Nafamostat mesylate for treatment of COVID-19 in hospitalised patients: A structured, narrative review
María Patricia Hernández-Mitre, Steven YC Tong, Justin T Denholm, Gregory J Dore, Asha C Bowen, Sharon R Lewin, Balasubramanian Venkatesh, Thomas E. Hills, Zoe McQuilten, David L Paterson, Susan C Morpeth, and Jason A Roberts
Clinical Pharmacokinetics, 2022; 61(10): 1331–1343. DOI: https://doi.org/10.1007/s40262-022-01170-x
The search for clinically effective antivirals against the severe acute respiratory syndrome coronavirus-2 (SARS-CoV-2) is ongoing. Repurposing of drugs licensed for non–coronavirus disease 2019 (COVID-19) indications has been extensively investigated in laboratory models and in clinical studies with mixed results. Nafamostat mesylate (nafamostat) is a drug licensed in Japan and Korea for indications including acute pancreatitis and disseminated intravascular coagulation. It is available only for continuous intravenous infusion. In vitro human lung cell line studies with nafamostat demonstrate high antiviral potency against SARS-CoV-2 (half maximal inhibitory concentration [IC50] of 0.0022 µM [compared to remdesivir 1.3 µM]), ostensibly via inhibition of the cellular enzyme transmembrane protease serine 2 (TMPRSS2) preventing viral entry into human cells.

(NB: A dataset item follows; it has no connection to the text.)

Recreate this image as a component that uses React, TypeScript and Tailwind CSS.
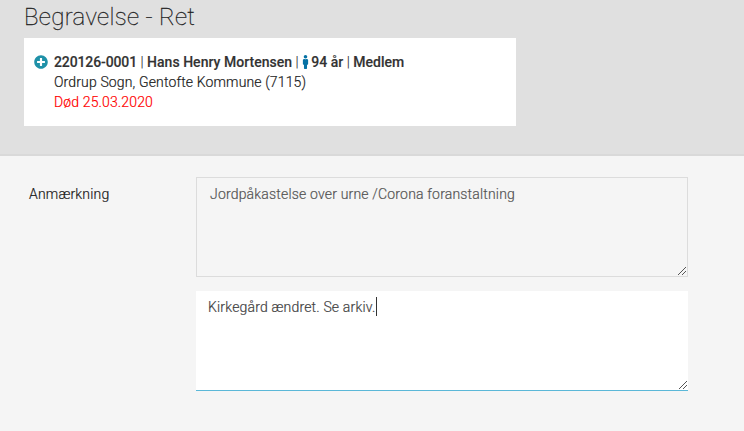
import { ReactNode } from "react";
import { FaMale, FaPlusCircle } from "react-icons/fa";

interface NoteFieldProps {
  children: ReactNode;
  className: string;
}

function ResizeGrip() {
  return (
    <svg
      viewBox="0 0 9 9"
      className="absolute right-0 bottom-px h-[9px] w-[9px]"
      fill="#555"
      shapeRendering="crispEdges"
    >
      {[0, 1, 2, 3, 4, 5, 6, 7].map((i) => (
        <rect key={i} x={i} y={8 - i} width="1" height="1" />
      ))}
      {[4, 5, 6, 7].map((i) => (
        <rect key={i} x={i} y={12 - i} width="1" height="1" />
      ))}
    </svg>
  );
}

function NoteField({ children, className }: NoteFieldProps) {
  return (
    <div className={`relative h-[100px] w-[492px] ${className}`}>
      {children}
      <ResizeGrip />
    </div>
  );
}

function Separator() {
  return <span className="font-light whitespace-pre"> | </span>;
}

function PersonCard() {
  return (
    <section className="flex h-[88px] w-[492px] gap-[6px] bg-white pt-[14px] pl-[10px]">
      <FaPlusCircle className="mt-[3px] h-[14px] w-[14px] shrink-0 text-[#1f91a8]" />
      <div className="leading-5 tracking-[0.14px]">
        <div className="flex font-medium tracking-[0.03px] text-[#333] [-webkit-text-stroke:0.15px]">
          <span className="tracking-[-0.12px]">220126-0001</span>
          <Separator />
          <span>Hans Henry Mortensen</span>
          <Separator />
          <FaMale className="mt-[3px] mr-[2px] h-[14px] w-[7px] text-[#0672a5]" />
          <span>94 år</span>
          <Separator />
          <span>Medlem</span>
        </div>
        <p>Ordrup Sogn, Gentofte Kommune (7115)</p>
        <p className="text-[#f00]">Død 25.03.2020</p>
      </div>
    </section>
  );
}

export default function App() {
  return (
    <div className="h-[431px] w-[744px] overflow-hidden bg-[#f5f5f5] font-['Roboto',sans-serif] text-[14px] font-light text-[#222] [-webkit-text-stroke:0.2px]">
      <header className="h-[156px] border-b-2 border-[#d9d9d9] bg-[#e0e0e0] pl-6">
        <h1 className="h-[38px] pt-px text-[24px] leading-[32px] font-thin tracking-[0.32px] [-webkit-text-stroke:0.3px]">
          Begravelse - Ret
        </h1>
        <PersonCard />
      </header>

      <main className="flex pt-[21px] pl-[29px] tracking-[0.18px]">
        <label className="w-[167px] pt-[7px] leading-5">Anmærkning</label>
        <div className="flex flex-col gap-[14px]">
          <NoteField className="border border-[#dcdcdc] pt-[6px] pl-[13px] leading-5 text-[#555]">
            Jordpåkastelse over urne /Corona foranstaltning
          </NoteField>
          <NoteField className="border-b border-[#5bb8d8] bg-white pt-[6px] pl-[12px] leading-5 text-[#444]">
            <div className="flex">
              <span>Kirkegård ændret. Se arkiv.</span>
              <span className="h-[19px] w-px bg-[#333]" />
            </div>
          </NoteField>
        </div>
      </main>
    </div>
  );
}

In addition, the established antithrombotic activity is hypothesised to be advantageous given thrombosis-associated sequelae of COVID-19. Clinical reports to date are limited, but indicate a potential benefit of nafamostat in patients with moderate to severe COVID-19. In this review, we will explore the pre-clinical, pharmacokinetic and clinical outcome data presently available for nafamostat as a treatment for COVID-19. The recruitment to ongoing clinical trials is a priority to provide more robust data on the safety and efficacy of nafamostat as a treatment for COVID-19.